Und noch etwas sollten wir uns vor Augen halten, glaubt De Morgen. Niemand von uns kann wohl wirklich begreifen, wie gut es uns eigentlich geht, wie außergewöhnlich unser Leben ist. Die heutigen Generationen haben das goldene Los gezogen. Und da muss man gar nicht 100 Jahre zurückgehen, es reicht, wenn man in die Ukraine oder nach Gaza schaut. Die Botschaft: Frieden ist nicht selbstverständlich.
Blutbad in Gaza, Kriegsziel verfehlt
Eben nach Gaza blicken heute viele Zeitungen: "Israel zieht sich zurück, aber die Zivilbevölkerung zahlt weiter einen hohen Preis", titelt La Libre Belgique. "Neues Blutbad trotz Rückzug", so auch die Schlagzeile von Le Soir.
La Libre Belgique widmet den Ereignissen im Nahen Osten einen empörten Leitartikel. Nach bislang unbestätigten Statistiken sind seit dem Beginn der Kämpfe im Gazastreifen rund 1.500 Zivilisten ums Leben gekommen. Man spricht von bis zu 10.000 Verletzten. Das hat vor allem mit der Bevölkerungsdichte in dem Gebiet zu tun: Im Gazastreifen leben 5.000 Menschen pro Quadratkilometer. Da sind zivile Opfer quasi nicht zu vermeiden. Aber weder die Hamas noch Israel scheinen sich darum zu kümmern. Ihre Haltung der Zivilbevölkerung gegenüber ist nicht zu rechtfertigen.
Was hat Israel mit seinem Feldzug eigentlich erreicht?, fragt sich Het Belang van Limburg. Es ist Israels größter strategischer Irrtum, zu glauben, dass man seine Sicherheit erhöhen kann, indem man das am dichtesten besiedelte Gebiet der Welt gnadenlos bombardiert. Angeblich wollte man erreichen, dass sich die Bevölkerung gegen die Hamas wendet. Man erreicht aber das gegenteilige Resultat: Die Hamas, die in den letzten Jahren zunehmend an Ansehen verloren hatte, kann wieder in die Rolle des "heldenhaften Verteidigers des palästinensischen Volkes" schlüpfen. Die Bilder der bombardierten UN- Schulen haben Israel zudem schwer geschadet. Da kann man nur sagen: Ziele verfehlt.
Höhere Steuerbelastung?
Viele Zeitungen ziehen eine Zwischenbilanz der Koalitionsverhandlungen. Die beiden Regierungsbildner Peeters und Michel haben gestern erneut dem König Bericht erstattet. Bei der Gelegenheit hat Kris Peeters Meldungen dementiert, wonach Steuererhöhungen schon beschlossen seien. Für Het Laatste Nieuws ist die Erschließung neuer Einnahmequellen aber unvermeidlich. Im Visier seien demnach vor allem Dieselkraftstoff, Tabak und die Mehrwertsteuer.

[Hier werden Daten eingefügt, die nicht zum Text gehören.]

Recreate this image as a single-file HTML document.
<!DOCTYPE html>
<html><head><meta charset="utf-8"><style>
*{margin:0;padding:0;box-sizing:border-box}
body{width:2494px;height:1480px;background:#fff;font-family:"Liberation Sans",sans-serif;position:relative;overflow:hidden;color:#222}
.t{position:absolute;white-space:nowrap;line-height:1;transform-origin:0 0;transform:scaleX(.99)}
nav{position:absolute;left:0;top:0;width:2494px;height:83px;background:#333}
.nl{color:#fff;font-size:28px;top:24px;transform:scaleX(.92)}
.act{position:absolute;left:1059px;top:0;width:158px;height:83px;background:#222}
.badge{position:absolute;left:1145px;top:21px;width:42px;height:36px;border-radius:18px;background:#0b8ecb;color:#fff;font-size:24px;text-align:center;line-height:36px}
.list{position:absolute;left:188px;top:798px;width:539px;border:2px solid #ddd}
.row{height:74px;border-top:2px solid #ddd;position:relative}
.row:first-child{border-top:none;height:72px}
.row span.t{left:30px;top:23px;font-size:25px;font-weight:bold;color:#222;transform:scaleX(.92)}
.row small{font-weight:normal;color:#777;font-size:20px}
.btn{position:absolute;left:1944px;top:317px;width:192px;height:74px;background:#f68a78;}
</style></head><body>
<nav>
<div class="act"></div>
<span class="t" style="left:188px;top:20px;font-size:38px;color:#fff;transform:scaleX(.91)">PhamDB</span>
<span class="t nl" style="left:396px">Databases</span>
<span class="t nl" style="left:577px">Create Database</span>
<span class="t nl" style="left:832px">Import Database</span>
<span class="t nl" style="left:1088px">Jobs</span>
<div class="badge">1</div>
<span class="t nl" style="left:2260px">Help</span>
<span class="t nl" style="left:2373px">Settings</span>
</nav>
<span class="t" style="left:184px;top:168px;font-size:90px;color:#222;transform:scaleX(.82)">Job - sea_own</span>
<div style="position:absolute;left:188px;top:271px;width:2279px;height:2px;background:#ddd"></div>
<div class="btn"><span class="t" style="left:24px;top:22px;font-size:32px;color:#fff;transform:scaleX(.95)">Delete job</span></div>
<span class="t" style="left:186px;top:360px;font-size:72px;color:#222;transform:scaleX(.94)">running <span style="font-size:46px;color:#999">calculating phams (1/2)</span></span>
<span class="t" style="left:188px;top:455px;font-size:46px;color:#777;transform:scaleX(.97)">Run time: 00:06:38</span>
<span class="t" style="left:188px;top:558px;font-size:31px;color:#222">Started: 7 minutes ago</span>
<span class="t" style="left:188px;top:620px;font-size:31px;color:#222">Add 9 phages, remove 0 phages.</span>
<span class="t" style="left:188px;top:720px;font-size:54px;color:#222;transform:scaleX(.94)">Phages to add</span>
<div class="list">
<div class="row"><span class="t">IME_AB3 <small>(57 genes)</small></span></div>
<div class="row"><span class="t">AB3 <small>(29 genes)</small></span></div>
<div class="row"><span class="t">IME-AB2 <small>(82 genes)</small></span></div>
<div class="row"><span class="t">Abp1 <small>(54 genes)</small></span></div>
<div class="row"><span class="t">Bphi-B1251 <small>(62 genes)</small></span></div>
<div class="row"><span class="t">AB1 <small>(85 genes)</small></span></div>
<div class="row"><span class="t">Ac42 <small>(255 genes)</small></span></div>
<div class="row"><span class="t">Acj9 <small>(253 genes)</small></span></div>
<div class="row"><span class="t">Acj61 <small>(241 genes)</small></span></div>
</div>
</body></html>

De Standaard identifiziert sechs gordische Knoten, die die schwedische Koalition zerhacken muss. Die wichtigsten: Man muss 17 Milliarden Euro auftreiben, um den Haushalt ins Gleichgewicht zu bringen. Zugleich bedarf es Maßnahmen zur Belebung der Wirtschaft. Le Soir glaubt aber, dass die neue Föderalregierung im September stehen könnte.